For some reason, that made her smile. Then I figured it out, and said, "I get it—you're used to having guys after your ass."

She didn't blush or pretend to be shocked. She just said, "Like you said, Mike—everyday stuff."

For a few minutes we ate in silence, then her eyes drifted upward again. "Why do you do it, Mike? Put yourself at risk, I mean. There must be safer jobs."

"Safer, but not as satisfying. Anyway, day in day out, my work is routine. Recovering lost property, finding missing kids, looking into insurance claims. But it does have its moments."

"I know. I've read about some of them...."

"Don't believe everything you read in the papers."

"Oh?"

"Some of it is worse."

She managed a tiny smile, then asked, "Does it bother you to kill somebody? Or is there a ... rush of some kind?"

I thought about it, then felt around for an answer. "There's no thrill to it, if that's what you mean. If you're in a firefight, sure there's a rush. But killing itself.... If it has to be done, all I can say is that I don't feel any remorse afterward."
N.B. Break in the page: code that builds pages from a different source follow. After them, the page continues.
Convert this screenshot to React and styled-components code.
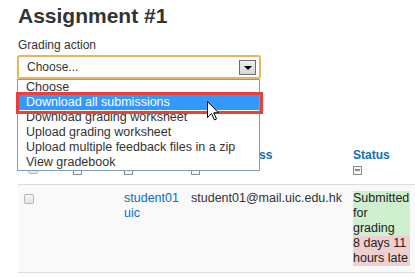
import React from 'react';
import styled, { createGlobalStyle } from 'styled-components';

const Global = createGlobalStyle`
  html, body { margin: 0; padding: 0; background: #fff; overflow: hidden; }
  body { font-family: "Liberation Sans", Arial, sans-serif; color: #333; }
`;

const Page = styled.div`
  box-sizing: border-box;
  width: 415px;
  padding: 3px 0 0 18px;
`;

const Title = styled.h2`
  margin: 0;
  font-size: 21px;
  line-height: 25px;
  font-weight: bold;
  color: #333;
`;

const Label = styled.div`
  margin-top: 10px;
  font-size: 12px;
  line-height: 15px;
  color: #333;
`;

const SelectWrap = styled.div`
  position: relative;
  width: 244px;
  margin: 2px 0 0 -1px;
`;

const SelectBox = styled.div`
  box-sizing: border-box;
  height: 24px;
  border: 2px solid #e9b45c;
  border-radius: 3px;
  display: flex;
  align-items: center;
  justify-content: space-between;
  padding: 0 3px 0 8px;
  font-size: 12px;
  color: #333;
  background: #fff;
`;

const ArrowButton = styled.span`
  box-sizing: border-box;
  width: 17px;
  height: 15px;
  border: 1px solid #6f6f6f;
  background: linear-gradient(#f0f0f0, #d6d6d6);
  display: flex;
  align-items: center;
  justify-content: center;
  padding-top: 2px;
  &::after {
    content: "";
    border-left: 4px solid transparent;
    border-right: 4px solid transparent;
    border-top: 4px solid #000;
  }
`;

const List = styled.ul`
  position: absolute;
  top: 100%;
  left: 0;
  z-index: 2;
  box-sizing: border-box;
  width: 243px;
  margin: 0;
  padding: 0;
  list-style: none;
  background: #fff;
  border: 1px solid #7f9db9;
`;

const Option = styled.li`
  height: 15px;
  line-height: 15px;
  font-size: 12.5px;
  padding-left: 8px;
  white-space: nowrap;
  color: ${p => (p.$active ? '#fff' : '#333')};
  background: ${p => (p.$active ? '#3399ff' : 'transparent')};
`;

const Highlight = styled.div`
  position: absolute;
  left: -1px;
  top: 37px;
  z-index: 3;
  box-sizing: border-box;
  width: 247px;
  height: 22px;
  border: 3px solid #e8413c;
`;

const Cursor = styled.svg`
  position: absolute;
  left: 190px;
  top: 46px;
  z-index: 4;
`;

const Table = styled.table`
  margin-top: 63px;
  width: 397px;
  table-layout: fixed;
  border-collapse: separate;
  border-spacing: 0;
`;

const Col = styled.col`
  width: ${p => p.$w}px;
`;

const Th = styled.th`
  padding: 6px 5px;
  vertical-align: bottom;
  text-align: left;
  font-size: 12px;
  line-height: 15px;
  font-weight: bold;
  color: #0a6ebd;
  border-bottom: 1px solid #ddd;
`;

const HeadText = styled.div`
  height: 15px;
  white-space: nowrap;
`;

const Td = styled.td`
  padding: 6px 5px;
  vertical-align: top;
  font-size: 12.5px;
  line-height: 15px;
  color: #333;
  background: #f9f9f9;
  border-bottom: 1px solid #ddd;
`;

const IconLine = styled.div`
  height: 15px;
  padding-top: ${p => p.$offset ?? 3}px;
  box-sizing: border-box;
`;

const Check = styled.span`
  display: block;
  box-sizing: border-box;
  width: 10px;
  height: 10px;
  margin: ${p => p.$m || '0'};
  border: 1px solid #b8b8b8;
  border-radius: 2px;
  background: linear-gradient(#f6f6f6, #e4e4e4);
`;

const NameLink = styled.a`
  color: #0a6ebd;
  text-decoration: none;
`;

const StatusBox = styled.div`
  background: ${p => (p.$late ? '#efcfcf' : '#cfefcf')};
  color: #222;
`;

const MinusIcon = () => (
  <svg width="9" height="9" viewBox="0 0 9 9" style={{ display: 'block' }}>
    <rect x="0.5" y="0.5" width="8" height="8" fill="#f7f7f7" stroke="#8e8e8e" />
    <rect x="2" y="3" width="5" height="2" fill="#8e8e8e" />
  </svg>
);

const options = [
  'Choose',
  'Download all submissions',
  'Download grading worksheet',
  'Upload grading worksheet',
  'Upload multiple feedback files in a zip',
  'View gradebook',
];

export default function App() {
  return (
    <>
      <Global />
      <Page>
        <Title>Assignment #1</Title>
        <Label>Grading action</Label>
        <SelectWrap>
          <SelectBox>
            <span>Choose...</span>
            <ArrowButton />
          </SelectBox>
          <List>
            {options.map((o, i) => (
              <Option key={o} $active={i === 1}>{o}</Option>
            ))}
          </List>
          <Highlight />
          <Cursor width="13" height="20" viewBox="0 0 13 20">
            <path d="M0.5 0.5 L0.5 16.5 L4.5 12.5 L7.5 19 L9.5 18 L6.8 11.8 L11.5 11.8 Z" fill="#fff" stroke="#000" strokeWidth="1" strokeLinejoin="miter" />
          </Cursor>
        </SelectWrap>
        <Table>
          <colgroup>
            <Col $w={50} />
            <Col $w={51} />
            <Col $w={67} />
            <Col $w={162} />
            <Col $w={67} />
          </colgroup>
          <thead>
            <tr>
              <Th>
                <HeadText />
                <IconLine $offset={1}><Check $m="0 0 0 5px" /></IconLine>
              </Th>
              <Th>
                <HeadText />
                <IconLine><MinusIcon /></IconLine>
              </Th>
              <Th>
                <HeadText />
                <IconLine><MinusIcon /></IconLine>
              </Th>
              <Th>
                <HeadText>Email address</HeadText>
                <IconLine><MinusIcon /></IconLine>
              </Th>
              <Th>
                <HeadText>Status</HeadText>
                <IconLine><MinusIcon /></IconLine>
              </Th>
            </tr>
          </thead>
          <tbody>
            <tr>
              <Td><Check $m="3px 0 0 1px" /></Td>
              <Td />
              <Td><NameLink href="#">student01 uic</NameLink></Td>
              <Td>student01@mail.uic.edu.hk</Td>
              <Td>
                <StatusBox>Submitted for grading</StatusBox>
                <StatusBox $late>8 days 11 hours late</StatusBox>
              </Td>
            </tr>
          </tbody>
        </Table>
      </Page>
    </>
  );
}
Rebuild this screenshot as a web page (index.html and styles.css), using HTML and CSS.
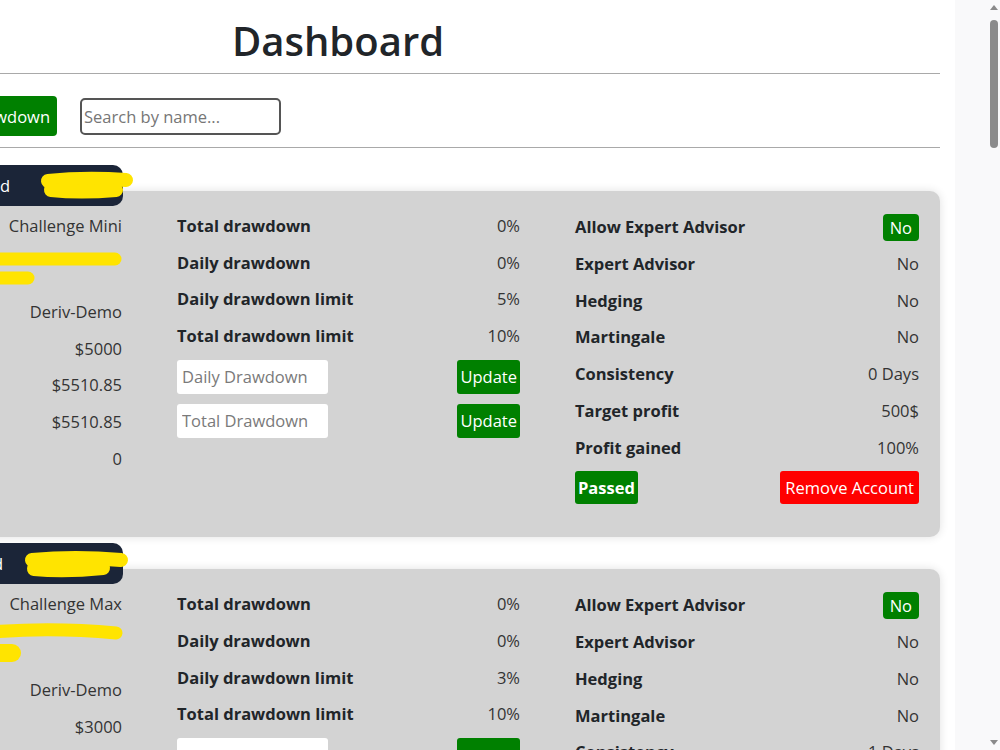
FILE: index.html
```html
<!DOCTYPE html>
<html>
<head>
    <link rel="stylesheet" href="styles.css">
</head>
<body>
    <div class="page">
        <div class="viewport">
            <div class="content">
                <h1 class="title">Dashboard</h1>
                <hr>
                <div class="toolbar">
                    <div class="toolbar-left">
                        <button class="btn sort-btn">Sort by drawdown</button>
                    </div>
                    <input class="search" type="text" placeholder="Search by name...">
                </div>
                <hr>

                <div class="accounts">
                    <!-- Account 1 -->
                    <div class="account">
                        <div class="account-tab">
                            <span>Account Id</span>
                            <span class="tab-mark">
                                <svg width="93" height="26" viewBox="0 0 93 26"><path d="M8 8 Q45 4 86 7" /><path d="M11 17 Q40 20 76 17" /></svg>
                            </span>
                        </div>
                        <div class="account-card">
                            <div class="col">
                                <div class="row"><span class="label">Type</span><span class="value">Challenge Mini</span></div>
                                <div class="row row-tall">
                                    <span class="label">Login</span>
                                    <svg class="mark" width="130" height="49" viewBox="0 0 130 49"><path d="M0 14 L123 14" /><path d="M0 33 L36 33" /></svg>
                                </div>
                                <div class="row"><span class="label">Server</span><span class="value">Deriv-Demo</span></div>
                                <div class="row"><span class="label">Initial balance</span><span class="value">$5000</span></div>
                                <div class="row"><span class="label">Balance</span><span class="value">$5510.85</span></div>
                                <div class="row"><span class="label">Equity</span><span class="value">$5510.85</span></div>
                                <div class="row"><span class="label">Open trades</span><span class="value">0</span></div>
                            </div>
                            <div class="col">
                                <div class="row"><span class="label">Total drawdown</span><span class="value">0%</span></div>
                                <div class="row"><span class="label">Daily drawdown</span><span class="value">0%</span></div>
                                <div class="row"><span class="label">Daily drawdown limit</span><span class="value">5%</span></div>
                                <div class="row"><span class="label">Total drawdown limit</span><span class="value">10%</span></div>
                                <div class="row row-input">
                                    <input class="limit-input" type="text" placeholder="Daily Drawdown">
                                    <button class="btn update-btn">Update</button>
                                </div>
                                <div class="row row-input">
                                    <input class="limit-input" type="text" placeholder="Total Drawdown">
                                    <button class="btn update-btn">Update</button>
                                </div>
                            </div>
                            <div class="col">
                                <div class="row row-badge"><span class="label">Allow Expert Advisor</span><span class="badge">No</span></div>
                                <div class="row"><span class="label">Expert Advisor</span><span class="value">No</span></div>
                                <div class="row"><span class="label">Hedging</span><span class="value">No</span></div>
                                <div class="row"><span class="label">Martingale</span><span class="value">No</span></div>
                                <div class="row"><span class="label">Consistency</span><span class="value">0 Days</span></div>
                                <div class="row"><span class="label">Target profit</span><span class="value">500$</span></div>
                                <div class="row"><span class="label">Profit gained</span><span class="value">100%</span></div>
                                <div class="row row-input">
                                    <span class="status">Passed</span>
                                    <button class="btn remove-btn">Remove Account</button>
                                </div>
                            </div>
                        </div>
                    </div>

                    <!-- Account 2 -->
                    <div class="account">
                        <div class="account-tab">
                            <span>Account Id</span>
                            <span class="tab-mark tab-mark-wide">
                                <svg width="103" height="26" viewBox="0 0 103 26"><path d="M7 9 Q50 5 96 9" /><path d="M9 18 Q40 21 78 17" /></svg>
                            </span>
                        </div>
                        <div class="account-card">
                            <div class="col">
                                <div class="row"><span class="label">Type</span><span class="value">Challenge Max</span></div>
                                <div class="row row-tall">
                                    <span class="label">Login</span>
                                    <svg class="mark" width="130" height="49" viewBox="0 0 130 49"><path d="M0 9 Q60 4 124 10" /><path d="M0 30 L20 30" class="thick" /></svg>
                                </div>
                                <div class="row"><span class="label">Server</span><span class="value">Deriv-Demo</span></div>
                                <div class="row"><span class="label">Initial balance</span><span class="value">$3000</span></div>
                                <div class="row"><span class="label">Balance</span><span class="value">$3000</span></div>
                                <div class="row"><span class="label">Equity</span><span class="value">$3000</span></div>
                                <div class="row"><span class="label">Open trades</span><span class="value">0</span></div>
                            </div>
                            <div class="col">
                                <div class="row"><span class="label">Total drawdown</span><span class="value">0%</span></div>
                                <div class="row"><span class="label">Daily drawdown</span><span class="value">0%</span></div>
                                <div class="row"><span class="label">Daily drawdown limit</span><span class="value">3%</span></div>
                                <div class="row"><span class="label">Total drawdown limit</span><span class="value">10%</span></div>
                                <div class="row row-input">
                                    <input class="limit-input" type="text" placeholder="Daily Drawdown">
                                    <button class="btn update-btn">Update</button>
                                </div>
                                <div class="row row-input">
                                    <input class="limit-input" type="text" placeholder="Total Drawdown">
                                    <button class="btn update-btn">Update</button>
                                </div>
                            </div>
                            <div class="col">
                                <div class="row row-badge"><span class="label">Allow Expert Advisor</span><span class="badge">No</span></div>
                                <div class="row"><span class="label">Expert Advisor</span><span class="value">No</span></div>
                                <div class="row"><span class="label">Hedging</span><span class="value">No</span></div>
                                <div class="row"><span class="label">Martingale</span><span class="value">No</span></div>
                                <div class="row"><span class="label">Consistency</span><span class="value">1 Days</span></div>
                                <div class="row"><span class="label">Target profit</span><span class="value">300$</span></div>
                                <div class="row"><span class="label">Profit gained</span><span class="value">0%</span></div>
                                <div class="row row-input">
                                    <span class="status">Passed</span>
                                    <button class="btn remove-btn">Remove Account</button>
                                </div>
                            </div>
                        </div>
                    </div>
                </div>
            </div>
        </div>

        <!-- fake browser scrollbar -->
        <div class="gutter">
            <div class="scrollbar">
                <div class="arrow-up"></div>
                <div class="thumb"></div>
                <div class="arrow-down"></div>
            </div>
        </div>
    </div>
</body>
</html>
```

FILE: styles.css
```css
body {
    margin: 0;
    font-family: "Open Sans", "Noto Sans", sans-serif;
    font-size: 16.5px;
    color: #212529;
    overflow: hidden;
}

.page {
    display: flex;
    height: 100vh;
}

.viewport {
    width: 955px;
    flex-shrink: 0;
    overflow: hidden;
    background: #fff;
}

/* page is scrolled sideways, so the content starts off-screen */
.content {
    margin-left: -264px;
    width: 1204px;
}

.title {
    margin: 14px 0 6px;
    text-align: center;
    font-size: 40px;
    font-weight: 600;
    line-height: 53px;
}

hr {
    margin: 0;
    border: 0;
    border-top: 1px solid #a9a9a9;
}

.toolbar {
    display: grid;
    grid-template-columns: 321px 201px;
    column-gap: 23px;
    align-items: center;
    padding: 22px 0 11px;
}

.toolbar-left {
    display: flex;
    justify-content: flex-end;
}

.btn {
    background: #008000;
    color: #fff;
    border: none;
    border-radius: 4px;
    font-family: inherit;
    cursor: pointer;
}

.sort-btn {
    height: 40px;
    padding: 0 7px 0 12px;
    font-size: 16.5px;
}

.search {
    height: 37px;
    box-sizing: border-box;
    border: 2px solid #555;
    border-radius: 5px;
    padding: 0 2px;
    font-family: inherit;
    font-size: 16.5px;
}

.search::placeholder {
    color: #767676;
}

/* Accounts */
.accounts {
    padding-top: 17px;
}

.account + .account {
    margin-top: 6px;
}

.account-tab {
    position: relative;
    z-index: 1;
    width: 387px;
    height: 41px;
    margin-bottom: -15px;
    box-sizing: border-box;
    display: flex;
    justify-content: flex-end;
    align-items: center;
    background: #1b2538;
    color: #fff;
    border-radius: 10px;
}

.tab-mark {
    width: 113px;
    height: 26px;
    padding-left: 30px;
    box-sizing: border-box;
}

.tab-mark-wide {
    width: 120px;
    padding-left: 22px;
}

.tab-mark svg,
.mark {
    overflow: visible;
}

.tab-mark path,
.mark path {
    fill: none;
    stroke: #ffe400;
    stroke-width: 14;
    stroke-linecap: round;
}

.mark path {
    stroke-width: 13;
}

.mark path.thick {
    stroke-width: 18;
}

.account-card {
    display: grid;
    grid-template-columns: 364px 343px 344px;
    column-gap: 55px;
    padding: 17px 22px 28px;
    background: #d3d3d3;
    border-radius: 10px;
    box-shadow: 0 0 10px rgba(0, 0, 0, 0.12);
}

.row {
    display: flex;
    justify-content: space-between;
    align-items: center;
    padding: 6px 0;
    line-height: 24.7px;
}

.row-tall {
    height: 49.3px;
    padding: 0;
    align-items: flex-start;
}

.row-badge {
    padding: 5.5px 0;
}

.row-input {
    padding: 5px 0;
}

.label {
    font-weight: 700;
    color: #212529;
}

.value {
    color: #333;
}

.badge {
    background: #008000;
    color: #fff;
    border-radius: 4px;
    padding: 0 7px;
    height: 27px;
    line-height: 27px;
}

.limit-input {
    width: 151px;
    height: 34px;
    box-sizing: border-box;
    border: none;
    border-radius: 3px;
    padding: 0 5px;
    font-family: inherit;
    font-size: 16.5px;
    background: #fff;
}

.limit-input::placeholder {
    color: #7a7a7a;
}

.update-btn {
    height: 34px;
    padding: 0 3px;
    font-size: 16.5px;
    border-radius: 3px;
}

.status {
    background: #008000;
    color: #fff;
    font-weight: 700;
    height: 33px;
    line-height: 33px;
    padding: 0 3px;
    border-radius: 3px;
}

.remove-btn {
    background: #ff0000;
    height: 33px;
    padding: 0 5px;
    font-size: 16.5px;
    border-radius: 3px;
}

/* Scrollbar */
.gutter {
    flex: 1;
    background: #f9f9fa;
    display: flex;
    justify-content: flex-end;
}

.scrollbar {
    width: 12px;
    display: flex;
    flex-direction: column;
    align-items: center;
    padding: 5px 0;
    box-sizing: border-box;
}

.arrow-up,
.arrow-down {
    width: 0;
    height: 0;
    border-left: 4px solid transparent;
    border-right: 4px solid transparent;
}

.arrow-up {
    border-bottom: 5px solid #8a8a8a;
}

.arrow-down {
    margin-top: auto;
    border-top: 5px solid #8a8a8a;
}

.thumb {
    width: 8px;
    height: 128px;
    margin-top: 10px;
    background: #8b8b8b;
    border-radius: 4px;
}
```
Her expression was blank but somewhere behind it, she was disturbed. "How do you justify killing somebody?"

"No sense in trying."

"No ... remorse?"

"It's either you or them. When it comes to survival, I want to be on the breathing end. Remorse doesn't enter in."

She shuddered, just a little. "I would think killing someone would always bring remorse to somebody."

I shrugged. "Sometimes it brings relief to the survivors."

Shirley shook her head slowly. She was getting a crash course in the cost of being attracted to Neanderthals. "What about Dr. Harrin's son? He took that awfully hard."

"Grief and remorse are related, but not the same animal." I was lighting up another smoke. "It hit the doc hard because that kid died too young, too early. Did you know the boy?"

She nodded. "He came in the store a few times, to pick up some things for the hospital. Twice the doctor was with him ... and when he came back, after his son died? I couldn't get over how Dr. Harrin had changed. He looked ten years older."

"I didn't know him before, so I've got no basis for comparison."

"Well, trust me on this, he was a vital older man, very upbeat, very jovial ... clowned around with everybody, and had a real interest in the ceramics project he had going in the children's ward. After his son died, though, he seemed to lose interest. Oh, he kept things going with the program, but he didn't have that personal involvement anymore. Billy Blue managed everything for him."

"Billy's a good kid."

"Very," she agreed, "and the doctor really took him under his wing, I understand. But there's no substituting for flesh and blood, is there? David, Jr.—Davy—was an outstanding young man. A very good student, I understand, excelled at athletics—and practically the image of his father."

"I thought you only saw him a few times."

"True, but Davy Harrin was pretty much a local institution ... especially among the girls. He dated one who used to work after school at the shop, for us. She was forever showing clippings from the Weekly Home News about her great love."

"Weekly Home News?" I asked her. I hadn't even heard of it. "What's that, a supermarket rag?"

Shirley smiled and shook her head in mock disgust. "You down-towners forget that Manhattan Island is more than Times Square and Central Park. The News is a twelve-page tabloid of local news only. No comics, but an easy crossword puzzle." She smiled in open amusement. "Would you like a subscription? I can get half off mine, if I get a friend to sign up."

"No thanks. But if you have Girl Scout cookies for sale, I'll think about it."